The Black String comes from director Brian Hanson, who also co-wrote the film with Richard Handley – who also stars in the film as Dr. Ronaldi. For both this is their first feature, with Handley having penned some shorts previously. However in the case of Hanson is his first film period. And for a debut feature this is powerful stuff.

Surprisingly Hanson and Handley managed to bag former TV star turned rce car driver turned musician turned actor once more, Frankine Muniz for the lead role in their first feature and it could not have made for a better casting choice. Muniz, as an adult, has always had a penchant for giving wired and wiry performances and that experience pays off in spades in The Black String. You’re never 100% sure if Jonathan is totally losing it or if the occult ritual he suspects is being performed on him really IS affecting his daily life. It helps that Jonathan is what many would call a slacker, floating through life doing as little as possible. When something does happen in his life the audience is left questioning whether any of it is real or just the breakdown of someone who is losing control of their slacker existence – and that’s all down to the unstable performance of Muniz.

black-string-muniz

Now it would be easy to dismiss The Black String as yet another horror film about dating and STDs – something akin to the aforementioned It Follows – but when you discover that co-writers Richard Handley and Brian Hanson are former US military veterans this films story takes on a whole new meaning. Jonathan is clearly troubled, as we later learn in the film; and his mental state is not as stable as we’re led to believe early on – so when he suffers his fate the paranoia and fear really escalates.

It’s obvious that The Black String, whilst a cracking horror in its own right, is also a brilliant allegory for the effects of PTSD and the horror soldiers face at home, put back into society without the support they need. The loneliness Jonathan suffers from – which led to him calling the phone chat line and getting into this mess – reflecting the loneliness soldiers face without fellow vets to talk to, to share their problems with, once home.
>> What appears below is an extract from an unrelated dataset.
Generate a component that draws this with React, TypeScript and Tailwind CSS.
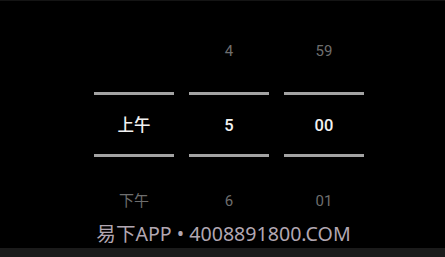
import React from "react";

const cols = [
  { up: "", mid: "上午", down: "下午" },
  { up: "4", mid: "5", down: "6" },
  { up: "59", mid: "00", down: "01" },
];

export default function App() {
  return (
    <div
      className="relative w-[445px] h-[257px] bg-black flex flex-col overflow-hidden"
      style={{ fontFamily: 'Roboto, "Noto Sans CJK SC", sans-serif' }}
    >
      <div className="h-[1px] bg-[#141414]" />
      <div className="flex-1 flex justify-center gap-[15px] pl-[13px]">
        {cols.map((c, i) => (
          <div key={i} className="w-[80px] flex flex-col items-center">
            <div className="mt-[38px] h-[24px] leading-[24px] text-[15px] text-[#6e6e6e]">{c.up}</div>
            <div className="mt-[29px] h-[3px] w-full bg-[#a3a3a3]" />
            <div className="h-[59px] pt-[3px] flex items-center justify-center text-[16.5px] font-medium text-[#f2f2f2]">{c.mid}</div>
            <div className="h-[3px] w-full bg-[#a3a3a3]" />
            <div className="mt-[32px] h-[24px] leading-[24px] text-[15px] text-[#6e6e6e]">{c.down}</div>
          </div>
        ))}
      </div>
      <div className="h-[9px] bg-[#1b1b1b]" />
      <div
        className="absolute left-[2px] right-0 top-[221px] h-[26px] flex items-center justify-center text-[19.6px] text-[#b2a7b2]"
        style={{ fontFamily: '"Noto Sans", "Noto Sans CJK SC", sans-serif' }}
      >
        易下APP • 4008891800.COM
      </div>
    </div>
  );
}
In terms of the genre however what strikes you the most about The Black String isthe films body-horror elements which are a mix of the work of David Cronenberg and the mythos of H.P. Lovecraft. Both work in tandem to create a visceral, creepy and very dark, truly bleak, story which allows not only Muniz to shine but also the films writer and director – leaving me eager to see what the duo come up with next.

***** 5/5

The Black String screened at this years Arrow Video Frightfest on Monday August 26th 2019.